Markus Knauff, professor in psychology and cognitive sciences, university of Giessen, Germany

Abstract

Most of our reasoning and decision making about ecological hazards is based on uncertain knowledge. Climate models, for instance, rely on many uncertain parameters and cannot account for unexpected events, be they human-made or "natural". As a consequence, experts make different predictions and the public opinion is based on guesses, often requiring the explicit weighing of conflicting evidence. The talk describes experimental findings from cognitive psychology showing that people prefer certain conclusions when reasoning with uncertain spatial knowledge about environmental risks. These preferences are also biased by prior beliefs and the person's individual interests.


"Psychological aspects of climate change perceptions, behaviors and adaptive capacities"

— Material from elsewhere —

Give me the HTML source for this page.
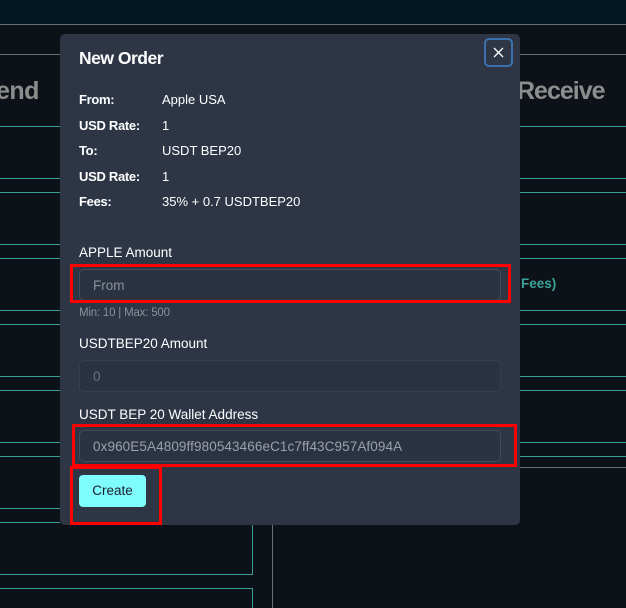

Torsten Grothmann, senior scientist at the department ecological economics, university of Oldenburg, Germany

Abstract
Psychological research up until now has focused on climate change mitigation behaviour and the lay public's misconceptions about climate change. There has been little study of the psychological dimensions of adaptation to climate change. Drawing from the literature in psychology and behavioural economics, we have developed a socio-cognitive Model of Private Proactive Adaptation to Climate Change (MPPACC). MPPACC separates out the psychological steps to taking action in response to perception, and allows one to see where the most important bottlenecks occur-including risk perception and perceived adaptive capacity, a factor largely neglected in previous climate change research. This model has been applied in various case studies and has proven its explanatory power. Building on this model we extended the Adaptive Capacity Wheel (ACW) by Gupta et al. (2010) to include two important psychological dimensions in this most comprehensive and operationalised framework to assess social dimensions of adaptive capacities: "adaptation motivation", which is strongly influenced by risk perceptions, and "adaptation belief", which is very much related to perceived adaptive capacities. We applied the extended ACW to assess adaptive capacities of four sectors - water management, flood/coastal protection, civil protection and regional planning - in North Western Germany. The assessments of adaptation motivation and belief provided a clear added value to understand strengths and weaknesses in adaptive capacities.

References
Torsten Grothmann, Anthony Patt - Global Environmental Change 2005 - "Adaptive capacity and human cognition:The process of individual adaptation to climate change"
T. Grothmann, K. Grecksch, M. Winges, and B. Siebenhuner - "Natural Hazards and Earth System Sciences 2013 - Assessing institutional capacities to adapt to climate change - integrating psychological dimensions in the Adaptive Capacity Wheel"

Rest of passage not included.